Peter Morgan tarafından hazırlanan, Left Blank Pictures ve Netflix için Sony Pictures Television tarafından üretilen tarihi TV dizisi 'The Crown', 15 Kasım'dan itibaren 4. sezonunu başlattı.
Büyük Britanya Kraliçesi II. Elizabeth'in saltanat dönemini konu olarak işleyen dizinin yeni bölümlerinde, Veliaht Prens Charles'la evlenen Diana Spencer dönemi ele alınıyor.
1981 yılında görkemli bir düğün töreni ile Galler Prensesi unvanını alan utangaç genç kızın ilerleyen yıllarda kraliyet kodlarını alt üst etmeye kadar varan değişimini, diziyi izledikçe tekrar hatırlayacağız.
Diana'nın basına ilk lanse edildiği günlerdeki heyecanı, mahcubiyeti ve masum bakışları, onun gelmiş geçmiş bütün soylu kadınlardan farklı olduğunun işareti oldu.
1996 yılına kadar süren evlilikleri süresince dünya basınının göz bebeği haline gelen Galler Prensesi'nin hanedan geleneklerine ters düşen davranışları ve söylemleri bile halk tarafından sempatiyle karşılanarak kabul gördü.
Diana'nın moda dünyası ile olan ilişkisi ise, kendisi ile özdeşleşen bir ifade şekline dönüşmüş ve o güne dek hiçbir hanedan kadınının erişemediği bir noktaya vararak moda dünyasına yön veren bir ikon haline getirmişti.
Kraliçe Elizabeth ile diğer hanedan kadınlarının klasik ve bazen moda eleştirmenleri tarafından "komik" olarak nitelendirilmiş giyim tarzlarına tamamen zıt bir anlayış getiren Diana, 1990 yılında boşanma kararı aldıktan sonraki dönemde daha da ileri giderek "Kendini kanıtlamış bir moda ikonu"na dönüşmüştü.
İnsanlara dokunmayı önlediği için eldiven takmayı reddeden, çocukları öpmek istediğinde rahatsızlık verdiğini düşündüğü için şapka kullanmayan Prenses, tahminimce hanedanın en önemli kodlarına da karşı gelerek Kraliçe'nin öfkesine de maruz kalmıştı.

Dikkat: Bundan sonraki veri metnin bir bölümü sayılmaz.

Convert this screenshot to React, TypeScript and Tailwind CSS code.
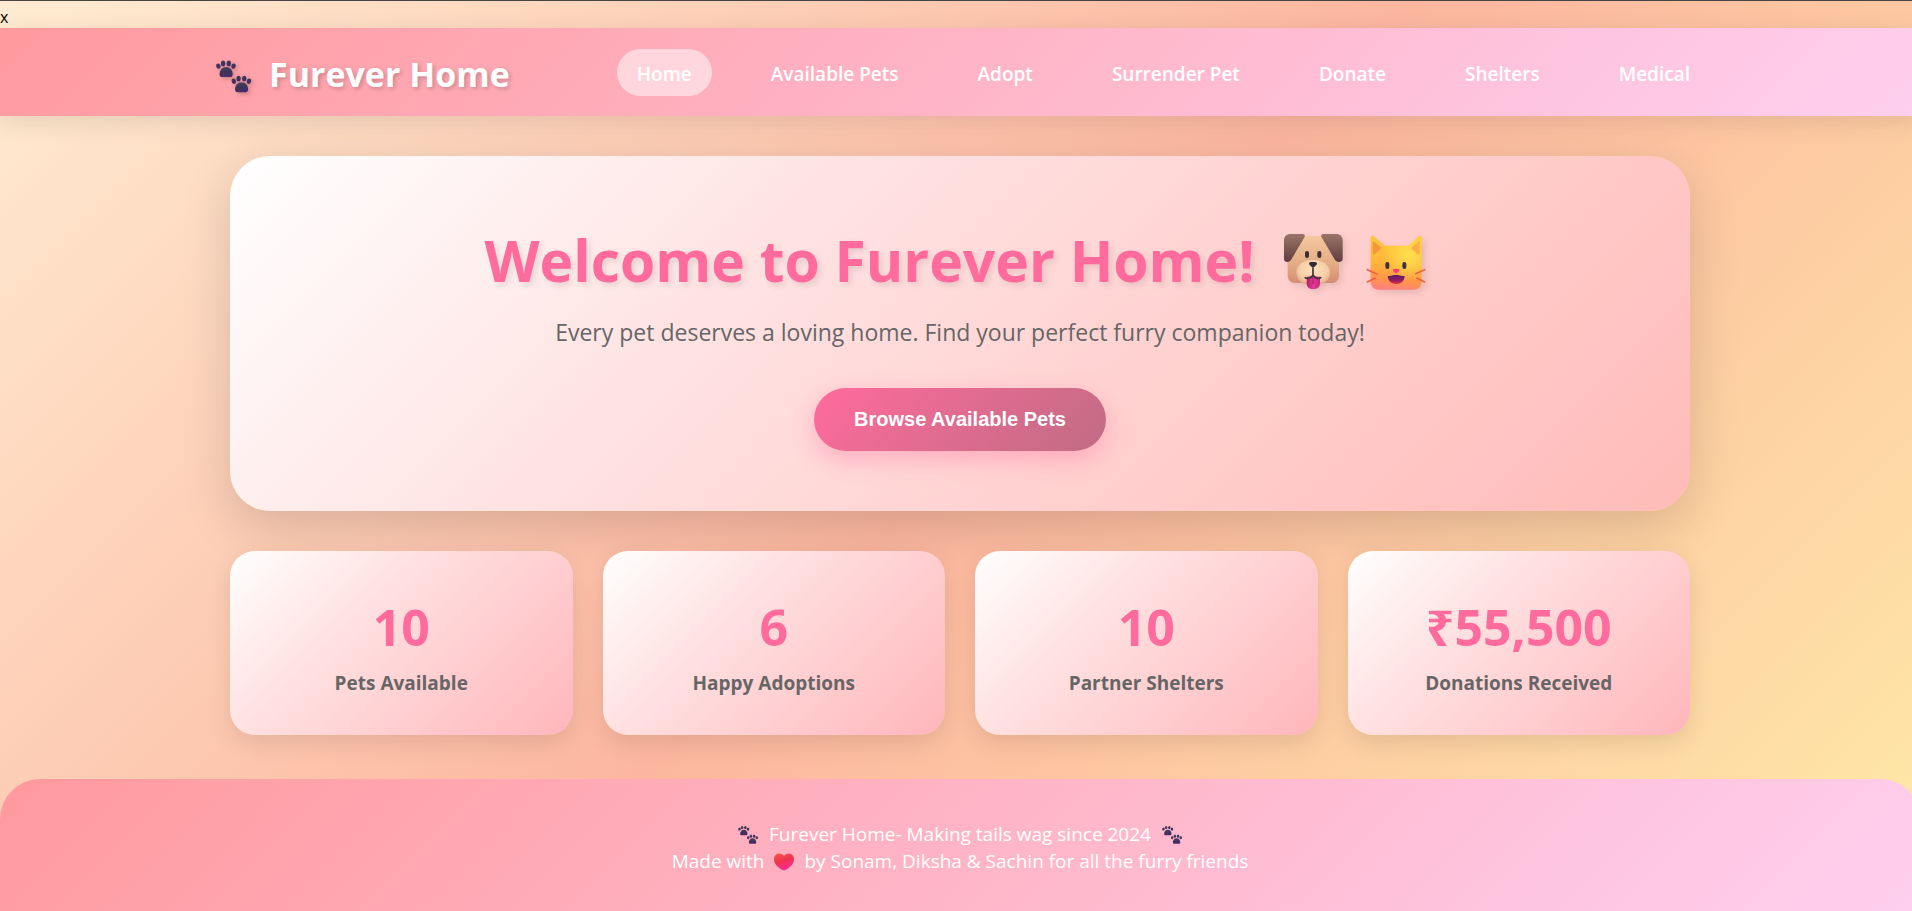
import React, { useState } from "react";

const navItems = [
  { id: "home", label: "Home" },
  { id: "pets", label: "Available Pets" },
  { id: "adopt", label: "Adopt" },
  { id: "surrender", label: "Surrender Pet" },
  { id: "donate", label: "Donate" },
  { id: "shelters", label: "Shelters" },
  { id: "medical", label: "Medical" },
];

const stats = [
  { value: "10", label: "Pets Available" },
  { value: "6", label: "Happy Adoptions" },
  { value: "10", label: "Partner Shelters" },
  { value: "₹55,500", label: "Donations Received" },
];

function Paw() {
  return (
    <>
      <ellipse cx="59" cy="63" rx="6.5" ry="8" transform="rotate(-15 59 63)" />
      <ellipse cx="73" cy="55" rx="6.5" ry="8.5" />
      <ellipse cx="90" cy="55" rx="6.5" ry="8.5" />
      <ellipse cx="104" cy="63" rx="6.5" ry="8" transform="rotate(15 104 63)" />
      <path d="M82 66c-12 0-19 9-19.500 21 0 6 3 8.500 8 8.500h23c5 0 8-2.500 8-8.500C101 75 94 66 82 66z" />
    </>
  );
}

function PawPrints({ id, className }: { id: string; className?: string }) {
  return (
    <svg viewBox="46 42 116 104" className={className} aria-hidden="true">
      <defs>
        <linearGradient id={id} x1="0" y1="0" x2="0.3" y2="1">
          <stop offset="0" stopColor="#45415a" />
          <stop offset="0.6" stopColor="#3e3457" />
          <stop offset="1" stopColor="#4b2a6b" />
        </linearGradient>
      </defs>
      <g fill={`url(#${id})`}>
        <Paw />
        <g transform="translate(46 45)">
          <Paw />
        </g>
      </g>
    </svg>
  );
}

function DogFace({ className }: { className?: string }) {
  return (
    <svg viewBox="120 66 198 180" className={className} aria-hidden="true">
      <defs>
        <linearGradient id="dogHead" x1="0" y1="0" x2="0" y2="1">
          <stop offset="0" stopColor="#f5c8a0" />
          <stop offset="0.6" stopColor="#e2ac84" />
          <stop offset="1" stopColor="#d68d72" />
        </linearGradient>
        <radialGradient id="dogMuzzle" cx="0.5" cy="0.4" r="0.6">
          <stop offset="0" stopColor="#ffe2bd" />
          <stop offset="0.7" stopColor="#f6cda5" />
          <stop offset="1" stopColor="#e2a98a" />
        </radialGradient>
        <linearGradient id="dogEar" x1="0" y1="0" x2="0" y2="1">
          <stop offset="0" stopColor="#9a7468" />
          <stop offset="0.5" stopColor="#7f5a53" />
          <stop offset="1" stopColor="#5f3c3e" />
        </linearGradient>
        <linearGradient id="dogTongue" x1="0" y1="0" x2="1" y2="0">
          <stop offset="0" stopColor="#b81d6c" />
          <stop offset="0.5" stopColor="#e23a94" />
          <stop offset="1" stopColor="#c42478" />
        </linearGradient>
      </defs>
      <path d="M176 78h86c22 0 35 16 35 38v80c0 14-8 23-22 23H165c-14 0-22-9-22-23v-80c0-22 11-38 33-38z" fill="url(#dogHead)" />
      <path d="M152 72h35c8 0 9 5 5 12l-39 66c-6 9-21 8-21-4V93c0-14 7-21 20-21z" fill="url(#dogEar)" />
      <path d="M288 72h-37c-8 0-9 5-5 12l39 66c6 9 23 8 23-4V93c0-14-7-21-20-21z" fill="url(#dogEar)" />
      <path d="M219 150c30 0 51 14 51 38 0 23-20 38-51 38s-50-15-50-38c0-24 20-38 50-38z" fill="url(#dogMuzzle)" />
      <rect x="195" y="123" width="12" height="21" rx="6" fill="#3b3038" />
      <rect x="232" y="123" width="12" height="21" rx="6" fill="#3b3038" />
      <path d="M200 200c7 2 14-1 19-7 5 6 13 9 21 7v18c0 12-7 19-20 19s-20-7-20-19z" fill="url(#dogTongue)" />
      <path d="M219 203v18" stroke="#a91663" strokeWidth="3" strokeLinecap="round" />
      <path d="M196 203c9 5 20 0 23-8V175M242 203c-9 5-20 0-23-8" fill="none" stroke="#3b3038" strokeWidth="5" strokeLinecap="round" />
      <path d="M214 156h10c7 0 9 5 5 9l-6 6c-3 3-5 3-8 0l-6-6c-4-4-2-9 5-9z" fill="#332b35" />
    </svg>
  );
}

function CatFace({ className }: { className?: string }) {
  return (
    <svg viewBox="370 66 192 180" className={className} aria-hidden="true">
      <defs>
        <linearGradient id="catHead" x1="0.3" y1="0" x2="0.2" y2="1">
          <stop offset="0" stopColor="#ffc83a" />
          <stop offset="0.5" stopColor="#ffb63a" />
          <stop offset="0.8" stopColor="#ff964a" />
          <stop offset="1" stopColor="#ff7d83" />
        </linearGradient>
        <radialGradient id="catGlow" cx="0.75" cy="0.35" r="0.5">
          <stop offset="0" stopColor="#ffe04f" />
          <stop offset="1" stopColor="#ffe04f" stopOpacity="0" />
        </radialGradient>
        <linearGradient id="catMouth" x1="0" y1="0" x2="0" y2="1">
          <stop offset="0" stopColor="#5c1a68" />
          <stop offset="0.55" stopColor="#8b1c62" />
          <stop offset="1" stopColor="#ef2a3c" />
        </linearGradient>
      </defs>
      <path d="M400 79l31 28h72l31-28c5-4 9-1 9 5v128c0 17-9 27-26 27H416c-17 0-26-10-26-27V84c0-7 5-9 10-5z" fill="url(#catHead)" />
      <path d="M400 79l31 28h72l31-28c5-4 9-1 9 5v128c0 17-9 27-26 27H416c-17 0-26-10-26-27V84c0-7 5-9 10-5z" fill="url(#catGlow)" />
      <path d="M396 92v36c0 5 3 7 7 4l20-18z" fill="#f5963a" />
      <path d="M537 92v36c0 5-3 7-7 4l-20-18z" fill="#ffae45" />
      <rect x="434" y="156" width="12" height="21" rx="6" fill="#43303a" />
      <rect x="485" y="156" width="12" height="21" rx="6" fill="#43303a" />
      <path d="M461 177h11c5 0 5 5 2 8l-5 4c-2 2-3 2-5 0l-5-4c-3-3-3-8 2-8z" fill="#ff3c78" />
      <path d="M441 198c8 0 14-1 18-3h14c5 2 11 3 19 3-1 15-11 24-25 24s-25-9-26-24z" fill="url(#catMouth)" />
      <g stroke="#e8643f" strokeWidth="5" strokeLinecap="round">
        <path d="M380 179l29 13M380 216l24-12M552 179l-27 12M552 216l-24-12" />
      </g>
    </svg>
  );
}

function Heart({ className }: { className?: string }) {
  return (
    <svg viewBox="0 0 40 34" className={className} aria-hidden="true">
      <defs>
        <linearGradient id="heartFill" x1="0.2" y1="0" x2="0.6" y2="1">
          <stop offset="0" stopColor="#f8544c" />
          <stop offset="0.45" stopColor="#f0334f" />
          <stop offset="1" stopColor="#ff2c9c" />
        </linearGradient>
      </defs>
      <path d="M11 0c4 0 7 2 9 5 2-3 5-5 9-5 7 0 11 5 11 12 0 9-9 17-17 21-2 1-4 1-6 0C9 29 0 21 0 12 0 5 4 0 11 0z" fill="url(#heartFill)" />
    </svg>
  );
}

export default function App() {
  const [current, setCurrent] = useState("home");

  return (
    <div className="overflow-hidden font-['Open_Sans','Noto_Sans',sans-serif]">
      <div className="-mr-2 min-h-screen border-t border-[#444] bg-linear-[135deg,#ffecd2_0%,#fcb69f_50%,#ffeaa7_100%]">
        <p className="h-[27px] text-base leading-8 text-black">x</p>

        {/* Header */}
        <header className="bg-linear-[135deg,#ff9a9e_0%,#fecfef_100%] shadow-[0_6px_24px_rgba(0,0,0,0.1)]">
          <div className="mx-auto flex h-[88px] max-w-[1500px] items-center justify-between">
            <a href="#home" className="flex items-center gap-4 pt-1 pl-1 text-[34px] leading-[48px] font-bold text-white text-shadow-[2px_2px_4px_rgba(0,0,0,0.2)]">
              <PawPrints id="pawLogo" className="mt-1 h-[35px] w-[39px] drop-shadow-[2px_2px_2px_rgba(0,0,0,0.2)]" />
              Furever Home
            </a>
            <nav className="flex gap-[39px]">
              {navItems.map((item) => (
                <a
                  key={item.id}
                  href={`#${item.id}`}
                  onClick={() => setCurrent(item.id)}
                  className={`rounded-[25px] px-5 pt-3 pb-2 text-[19px] leading-[27px] font-semibold text-white transition-colors ${
                    current === item.id ? "bg-white/50" : "hover:bg-white/30"
                  }`}
                >
                  {item.label}
                </a>
              ))}
            </nav>
          </div>
        </header>

        <main className="mx-auto max-w-[1500px] px-5 pt-10 pb-11">
          {/* Hero */}
          <section className="flex flex-col items-center rounded-[40px] bg-linear-[135deg,#ffffff_0%,#ffe3e3_34%,#ffbbb8_100%] px-10 py-[60px] text-center shadow-[0_15px_50px_rgba(0,0,0,0.15)]">
            <h1 className="flex items-center gap-[25px] pt-1 pr-2 text-[57px] leading-[80px] font-bold text-[#ff6b9d] text-shadow-[3px_3px_6px_rgba(0,0,0,0.1)]">
              Welcome to Furever Home!
              <span className="flex gap-[18px] pt-1">
                <DogFace className="h-[60px] w-[66px] drop-shadow-[3px_3px_3px_rgba(0,0,0,0.1)]" />
                <CatFace className="h-[60px] w-[64px] drop-shadow-[3px_3px_3px_rgba(0,0,0,0.1)]" />
              </span>
            </h1>
            <p className="mt-4 text-[23px] leading-8 text-[#666]">
              Every pet deserves a loving home. Find your perfect furry companion today!
            </p>
            <button
              type="button"
              onClick={() => setCurrent("pets")}
              className="mt-10 rounded-[32px] bg-linear-[135deg,#ff6b9d_0%,#c06c84_100%] px-10 py-5 font-['Liberation_Sans',sans-serif] text-[20px] leading-[23px] font-bold text-white shadow-[0_8px_25px_rgba(255,107,157,0.4)]"
            >
              Browse Available Pets
            </button>
          </section>

          {/* Stats */}
          <section className="mt-10 grid grid-cols-4 gap-[30px]">
            {stats.map((stat) => (
              <div
                key={stat.label}
                className="rounded-[25px] bg-linear-[135deg,#ffffff_0%,#ffe1e1_36%,#ffb6bb_100%] pt-10 pb-[38px] text-center shadow-[0_8px_25px_rgba(0,0,0,0.1)]"
              >
                <div className="text-[50px] leading-[72px] font-bold text-[#ff6b9d]">{stat.value}</div>
                <div className="mt-1.5 text-[19px] leading-7 font-bold text-[#666]">{stat.label}</div>
              </div>
            ))}
          </section>
        </main>

        {/* Footer */}
        <footer className="rounded-t-[40px] bg-linear-[135deg,#ff9a9e_0%,#fecfef_100%] pt-[42px] pb-[38px] text-center text-[19px] leading-[27px] text-white">
          <p className="flex items-center justify-center gap-2.5">
            <PawPrints id="pawLeft" className="h-5 w-[22px]" />
            Furever Home- Making tails wag since 2024
            <PawPrints id="pawRight" className="h-5 w-[22px]" />
          </p>
          <p className="flex items-center justify-center gap-2.5">
            Made with
            <Heart className="h-[18px] w-5" />
            by Sonam, Diksha &amp; Sachin for all the furry friends
          </p>
        </footer>
      </div>
    </div>
  );
}
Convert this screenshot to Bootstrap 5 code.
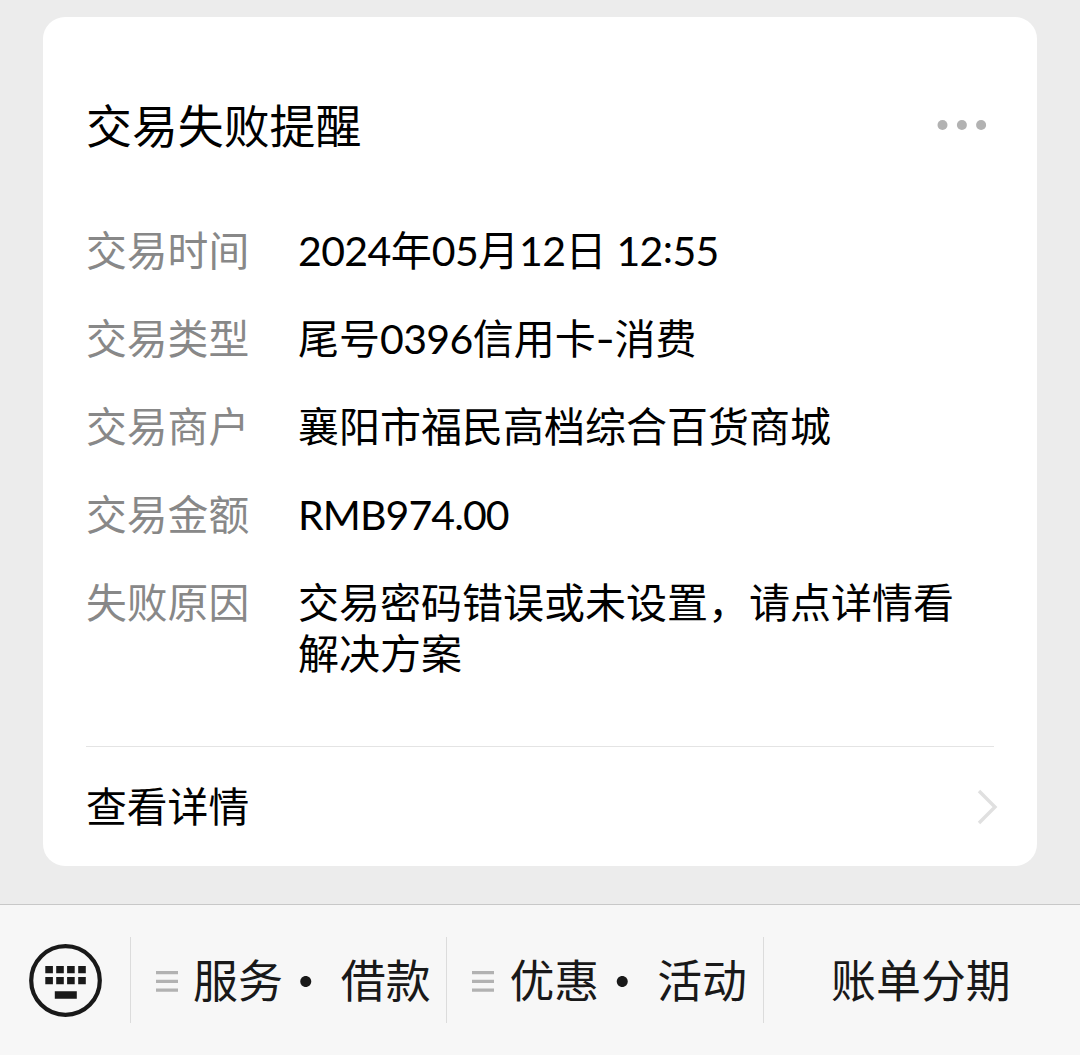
<!DOCTYPE html>
<html lang="zh-CN">
<head>
<meta charset="utf-8">
<meta name="viewport" content="width=device-width, initial-scale=1">
<title>交易失败提醒</title>
<link rel="stylesheet" href="https://cdn.jsdelivr.net/npm/bootstrap@5.3.0/dist/css/bootstrap.min.css">
<style>
  body { background: #ececec; color: #000; font-family: "Noto Sans CJK SC", sans-serif; font-size: 41px; line-height: 52px; height: 1055px; overflow: hidden; }
  .notice { margin: 17px 43px 0; height: 849px; border-radius: 22px; padding: 80px 43px 0; }
  .notice-title { font-size: 45.9px; font-weight: 400; line-height: 52px; padding-bottom: 4px; }
  .fields { margin-top: 70px; gap: 36px; }
  .field-name { width: 212px; color: #888; font-size: 40.8px; }
  .field-value { font-size: 41px; width: 680px; margin-top: -1px; }
  .field-value.detail-text { margin-top: 0; line-height: 51px; }
  .latin { font-family: Lato, sans-serif; line-height: 1; letter-spacing: -.6px; }
  .amount { letter-spacing: -.9px; }
  .dash { font-family: Inter, sans-serif; line-height: 1; }
  .colon { position: relative; top: -3px; }
  .more-link { margin-top: 69px; border-top: 1px solid #e4e4e4; height: 120px; width: 908px; color: #000; font-size: 40.8px; }
  .more-link span { padding-bottom: 4px; }
  .chevron { margin-right: -4px; }
  .menu-bar { height: 151px; background: #f7f7f7; border-top: 1px solid #c8c8c8; color: #191919; font-size: 44.9px; }
  .kbd-cell { width: 130px; padding-left: 28px; }
  .menu-cell { height: 86px; border-left: 1px solid #dcdcdc; white-space: nowrap; }
  .menu-cell > span { padding-bottom: 3px; }
  .menu-sub { width: 316.4px; padding-left: 25px; }
  .lines { margin: 3px 15px 0 0; }
  .menu-cell > .bullet { width: 56px; margin: 0 7px 0 -5px; text-align: center; line-height: 1; font-size: 52px; padding-bottom: 3px; }
  .menu-last { padding-right: 2px; }
</style>
<script src="https://cdn.jsdelivr.net/npm/bootstrap@5.3.0/dist/js/bootstrap.bundle.min.js"></script>
</head>
<body class="d-flex flex-column justify-content-between">
<main class="notice bg-white">
  <header class="d-flex justify-content-between align-items-center">
    <h1 class="notice-title m-0">交易失败提醒</h1>
    <svg class="me-1" width="54" height="12" viewBox="0 0 54 12" fill="#b2b2b2"><circle cx="6.5" cy="6" r="5"/><circle cx="25.9" cy="6" r="5"/><circle cx="45.1" cy="6" r="5"/></svg>
  </header>
  <section class="fields d-flex flex-column">
    <div class="d-flex"><div class="field-name">交易时间</div><div class="field-value"><span class="latin">2024</span>年<span class="latin">05</span>月<span class="latin">12</span>日<span class="latin"> 12<span class="colon">:</span>55</span></div></div>
    <div class="d-flex"><div class="field-name">交易类型</div><div class="field-value">尾号<span class="latin">0396</span>信用卡<span class="dash">-</span>消费</div></div>
    <div class="d-flex"><div class="field-name">交易商户</div><div class="field-value">襄阳市福民高档综合百货商城</div></div>
    <div class="d-flex"><div class="field-name">交易金额</div><div class="field-value"><span class="latin amount">RMB974.00</span></div></div>
    <div class="d-flex"><div class="field-name">失败原因</div><div class="field-value detail-text">交易密码错误或未设置，请点详情看解决方案</div></div>
  </section>
  <a href="#" class="more-link d-flex justify-content-between align-items-center text-decoration-none">
    <span>查看详情</span>
    <svg class="chevron" width="22" height="38" viewBox="0 0 22 38" fill="none" stroke="#e0e0e0" stroke-width="3.4"><path d="M3 3 19 19 3 35"/></svg>
  </a>
</main>
<nav class="menu-bar d-flex align-items-center">
  <div class="kbd-cell d-flex">
    <svg width="75" height="75" viewBox="0 0 75 75" fill="#191919"><circle cx="37.5" cy="37.5" r="34.3" fill="none" stroke="#191919" stroke-width="4.2"/><path d="M17.3 23h7.6v7.2h-7.6zM28.2 23h7.6v7.2h-7.6zM39.1 23h7.6v7.2h-7.6zM50.2 23h7.6v7.2h-7.6zM17.3 34h7.6v7.2h-7.6zM28.2 34h7.6v7.2h-7.6zM39.1 34h7.6v7.2h-7.6zM50.2 34h7.6v7.2h-7.6zM26.8 48.3h22v7.5h-22z"/></svg>
  </div>
  <div class="menu-cell menu-sub d-flex align-items-center">
    <svg class="lines" width="22" height="22" viewBox="0 0 22 22" fill="#b2b2b2"><path d="M0 0h22v3.3H0zM0 8.8h22v3.3H0zM0 17.4h22v3.3H0z"/></svg>
    <span>服务</span><span class="bullet">•</span><span>借款</span>
  </div>
  <div class="menu-cell menu-sub d-flex align-items-center">
    <svg class="lines" width="22" height="22" viewBox="0 0 22 22" fill="#b2b2b2"><path d="M0 0h22v3.3H0zM0 8.8h22v3.3H0zM0 17.4h22v3.3H0z"/></svg>
    <span>优惠</span><span class="bullet">•</span><span>活动</span>
  </div>
  <div class="menu-cell menu-last flex-fill d-flex align-items-center justify-content-center"><span>账单分期</span></div>
</nav>
</body>
</html>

Dünyada en çok fotoğrafı çekilen şöhretli isim unvanına da sahip olan Diana'nın kendini moda kanalı ile ifade etme arzusunun çok eskilere dayandığı ifade ediliyor.
Ünlü modaevlerinin tasarımcıları ile kurduğu yakın dostluklar ve kişisel ilişkilerde, her kıyafet seçiminde kılı kırk yararak yeni bir mesaj verme arzusunu dile getirdiği biliniyor.
O dönemlerde Dior'un sanatsal yönetmen koltuğunda oturan John Galliano ve Gianni Versace 'ye olan işbirliği çerçevesinde kendisi için tasarlanan kıyafetler, basın tarafından "Seksi Prenses" olarak tanımlanmıştı.
Prens Charles'ın başka bir kadına âşık olduğu gerçeğini kabullenemeyen duygusal Prenses, halkın kendisine olan sevgi ve güvenine karşı hep samimi ve cesur davranarak, hayatlarında üçüncü bir şahıs olduğunu ifşa edip unvanlarından feragat etmişti.
The Crown dizisinin 4. bölümünde Lady Diana'nın boy göstereceğini öngören moda tasarımcıları, söz birliği etmişçesine 2020/2021 kış sezonu tanıtımlarında 1990'lı yılları kasıp kavurmuş olan "Lady Di Silueti"ni güncelleyerek tekrar gündeme taşıdılar.
Dizide Lady Diana rolünü üstlenen İngiliz oyuncu Elizabeth Debicki için tasarlanan kostümlerin, hemen hemen orijinallerinin kopyası olduğu gözlenirken, Marc Jacobs, Gucci, Calvin Klein gibi lüks markalardan, Zara, Mango gibi 'Fast Fashion' markalarına, şu günlerde vitrinler dönemi yansıtan ürünlerle süslenmiş durumda.
80'li yıllarda tercih ettiği balon kollu bluzlar, yüksek belli kot pantolonlar ve erkek gardırobundan esinlenilerek tasarlanmış oversize ceketler ve kovboy botları kış sezonunun en önemli trendleri olarak ön plana çıkıyor.